» To be done: Up to and including the line with "export default App;", write out the listing from its first line, minus the pictures.

» Input material:
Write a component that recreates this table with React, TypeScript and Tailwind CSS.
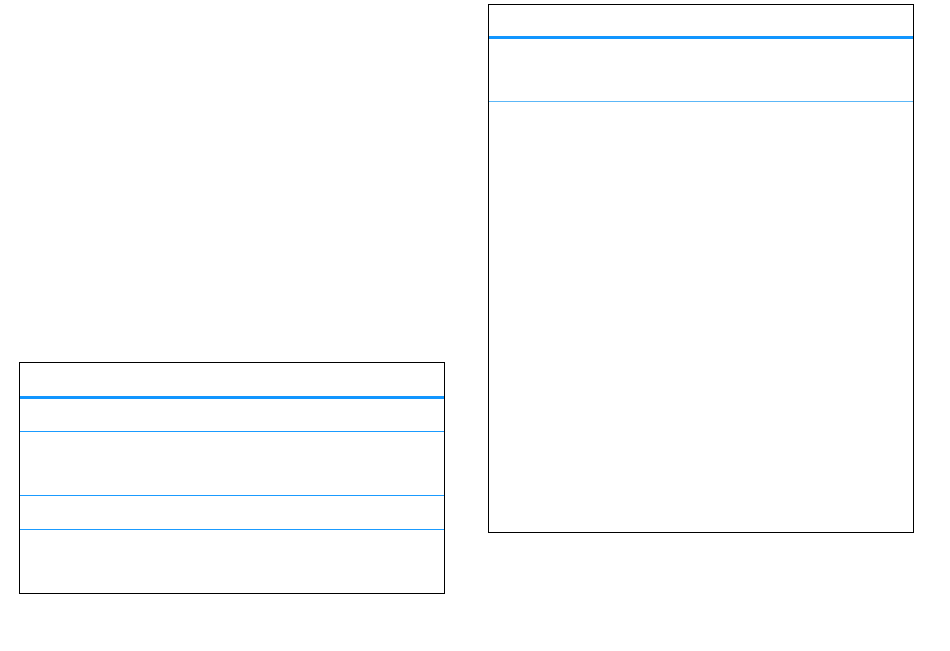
import React from "react";

const App: React.FC = () => {
  return (
    <div className="w-[950px] h-[651px] bg-white flex items-start gap-[43px] pl-[19px] font-['Liberation_Sans',sans-serif]">
      {/* Left table */}
      <div className="pt-[362px]">
        <div className="w-[426px] border border-black bg-white flex flex-col">
          <div className="h-[33px] shrink-0" />
          <div className="h-[3px] shrink-0 bg-[#1196ff]" />
          <div className="h-[32px] shrink-0" />
          <div className="h-[64px] shrink-0 border-t border-[#1a9bff]" />
          <div className="h-[34px] shrink-0 border-t border-[#1a9bff]" />
          <div className="h-[64px] shrink-0 border-t border-[#1a9bff]" />
        </div>
      </div>

      {/* Right table */}
      <div className="pt-[4px]">
        <div className="w-[426px] border border-black bg-white flex flex-col">
          <div className="h-[31px] shrink-0" />
          <div className="h-[3px] shrink-0 bg-[#1196ff]" />
          <div className="h-[62px] shrink-0" />
          <div className="h-[431px] shrink-0 border-t border-[#5cb7f7]" />
        </div>
      </div>
    </div>
  );
};

export default App;
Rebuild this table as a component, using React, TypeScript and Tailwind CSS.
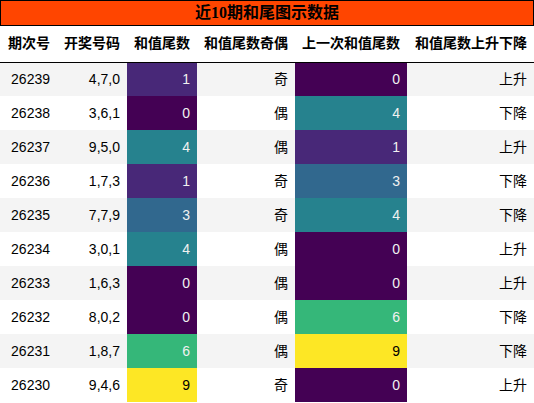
const rows = [
  ["26239", "4,7,0", 1, "奇", 0, "上升"],
  ["26238", "3,6,1", 0, "偶", 4, "下降"],
  ["26237", "9,5,0", 4, "偶", 1, "上升"],
  ["26236", "1,7,3", 1, "奇", 3, "下降"],
  ["26235", "7,7,9", 3, "奇", 4, "下降"],
  ["26234", "3,0,1", 4, "偶", 0, "上升"],
  ["26233", "1,6,3", 0, "偶", 0, "上升"],
  ["26232", "8,0,2", 0, "偶", 6, "下降"],
  ["26231", "1,8,7", 6, "偶", 9, "下降"],
  ["26230", "9,4,6", 9, "奇", 0, "上升"],
] as const;

// viridis-like gradient over 0..9
const cellColor: Record<number, string> = {
  0: "bg-[#440154] text-[#f1f1f1]",
  1: "bg-[#482878] text-[#f1f1f1]",
  3: "bg-[#31688e] text-[#f1f1f1]",
  4: "bg-[#26828e] text-[#f1f1f1]",
  6: "bg-[#35b779] text-[#f1f1f1]",
  9: "bg-[#fde725] text-black",
};

const headers = ["期次号", "开奖号码", "和值尾数", "和值尾数奇偶", "上一次和值尾数", "和值尾数上升下降"];
const widths = ["w-[57px]", "w-[70px]", "w-[70px]", "w-[98px]", "w-[112px]", "w-[127px]"];

export default function App() {
  return (
    <div className="w-[534px] h-[403px] overflow-hidden bg-white font-['Liberation_Sans','Noto_Sans_CJK_SC',sans-serif] text-black">
      <div className="h-[26px] bg-[#ff4500] border border-black flex items-center justify-center">
        <span className="text-[16px] font-bold font-['Liberation_Serif','Noto_Sans_CJK_SC',serif] leading-none">
          近10期和尾图示数据
        </span>
      </div>
      <table className="w-[534px] border-collapse table-fixed text-[14px]">
        <colgroup>
          {widths.map((w, i) => (
            <col key={i} className={w} />
          ))}
        </colgroup>
        <thead>
          <tr className="h-[36px] border-b border-black">
            {headers.map((h) => (
              <th key={h} className="px-[7px] text-right font-bold whitespace-nowrap">
                {h}
              </th>
            ))}
          </tr>
        </thead>
        <tbody>
          {rows.map((r, i) => (
            <tr key={r[0]} className={`h-[34px] ${i % 2 === 0 ? "bg-[#f4f4f4]" : "bg-white"}`}>
              <td className="px-[7px] text-right">{r[0]}</td>
              <td className="px-[7px] text-right">{r[1]}</td>
              <td className={`px-[7px] text-right ${cellColor[r[2]]}`}>{r[2]}</td>
              <td className="px-[7px] text-right">{r[3]}</td>
              <td className={`px-[7px] text-right ${cellColor[r[4]]}`}>{r[4]}</td>
              <td className="px-[7px] text-right">{r[5]}</td>
            </tr>
          ))}
        </tbody>
      </table>
    </div>
  );
}
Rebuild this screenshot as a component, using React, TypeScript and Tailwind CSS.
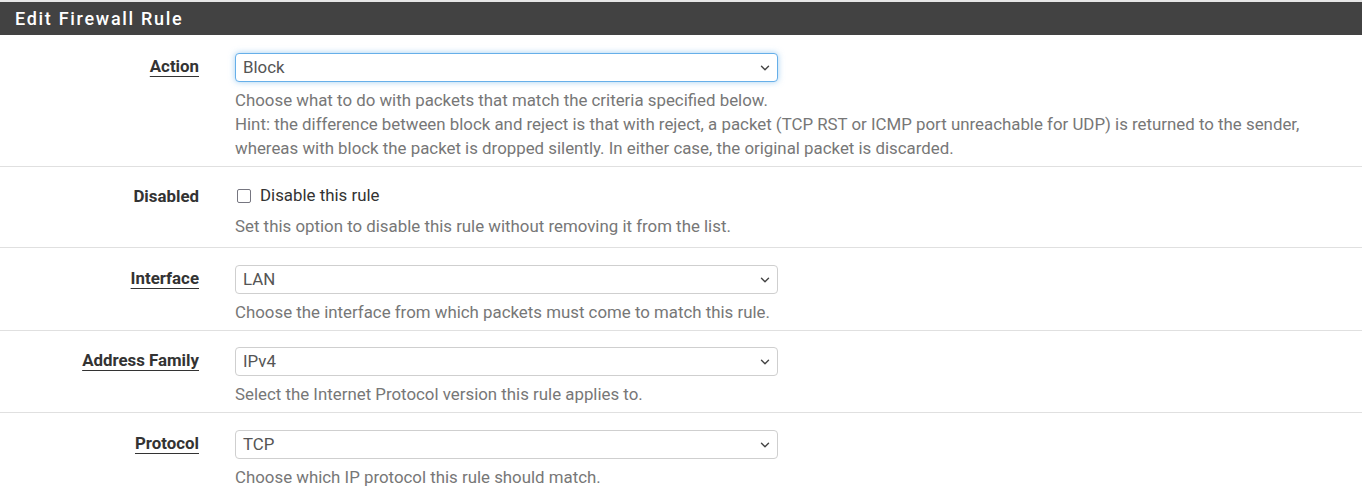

» Reply:
Write a component that recreates this table with React, TypeScript and Tailwind CSS.
import React from "react";

const App: React.FC = () => {
  return (
    <div className="w-[950px] h-[651px] bg-white flex items-start gap-[43px] pl-[19px] font-['Liberation_Sans',sans-serif]">
      {/* Left table */}
      <div className="pt-[362px]">
        <div className="w-[426px] border border-black bg-white flex flex-col">
          <div className="h-[33px] shrink-0" />
          <div className="h-[3px] shrink-0 bg-[#1196ff]" />
          <div className="h-[32px] shrink-0" />
          <div className="h-[64px] shrink-0 border-t border-[#1a9bff]" />
          <div className="h-[34px] shrink-0 border-t border-[#1a9bff]" />
          <div className="h-[64px] shrink-0 border-t border-[#1a9bff]" />
        </div>
      </div>

      {/* Right table */}
      <div className="pt-[4px]">
        <div className="w-[426px] border border-black bg-white flex flex-col">
          <div className="h-[31px] shrink-0" />
          <div className="h-[3px] shrink-0 bg-[#1196ff]" />
          <div className="h-[62px] shrink-0" />
          <div className="h-[431px] shrink-0 border-t border-[#5cb7f7]" />
        </div>
      </div>
    </div>
  );
};

export default App;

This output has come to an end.